Fair board approves joint powers authority [Corning Observer, Calif.]
(Corning Observer (CA) Via Acquire Media NewsEdge) Aug. 27--Efforts to form a joint powers authority between Tehama County and the 30th District Agricultural Association moved one step closer on Tuesday when the Tehama District Fair Board gave its thumbs up to the proposed agreement.
With the board's unanimous approval, the joint powers authority agreement will now be sent to California Food and Agriculture Secretary Karen Ross, for the state's approval, said Tehama County counsel Arthur Wylene.
"We are anxious to see what the secretary has to say," said Mark Eidman, Tehama District Fairgrounds chief executive officer.
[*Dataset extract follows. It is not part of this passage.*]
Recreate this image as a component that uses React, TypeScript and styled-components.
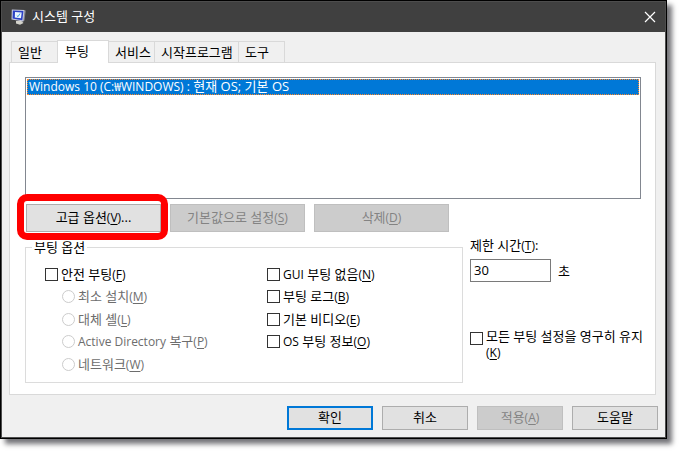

Wylene said there is no timeline on when the county and fair district can expect a response from the state.
"This is new territory for us. I was told the state will look at the agreement as soon as they receive it, but that doesn't tell us how long it will take them to make a decision," he stated.
The joint powers authority, which would assume responsibility for the management of the fairgrounds and production of the annual fair, was approved by the Tehama County Board of Supervisors in May.
After the state cut $200,000, a quarter of the fair's operating budget in 2012, work to remove the district fairgrounds from state control began in earnest and an ad hoc committee was formed to address the issue and formation of a joint powers authority.
According to the proposed agreement, all funds and property under the agricultural association would transfer to the newly formed authority.
The agreement states a joint powers authority board of directors would be formed consisting of eight members: Four from the association board and four residents of Tehama County selected by the Board of Supervisors. Term of office would be two years.
In addition, an executive director would be hired by the joint powers authority to oversee and administer the day-to-day activities of the authority, which would also have the power to hire other employees as needed.
If the agreement is approved by the state, the joint powers authority would inherit the fairground's solar panels financing.
"There is an issue with the solar panels and it has been suggested the proposed JPA take out a loan from the county to pay off the panels," he said.
County Chief Administrator Bill Goodwin advised the loan would be for $200,000 with 2 percent interest paid over a 10-year period.
More than 160 events are held at the fairgrounds each year, including the Bull & Gelding Sale in January and the Red Bluff Round-Up in April.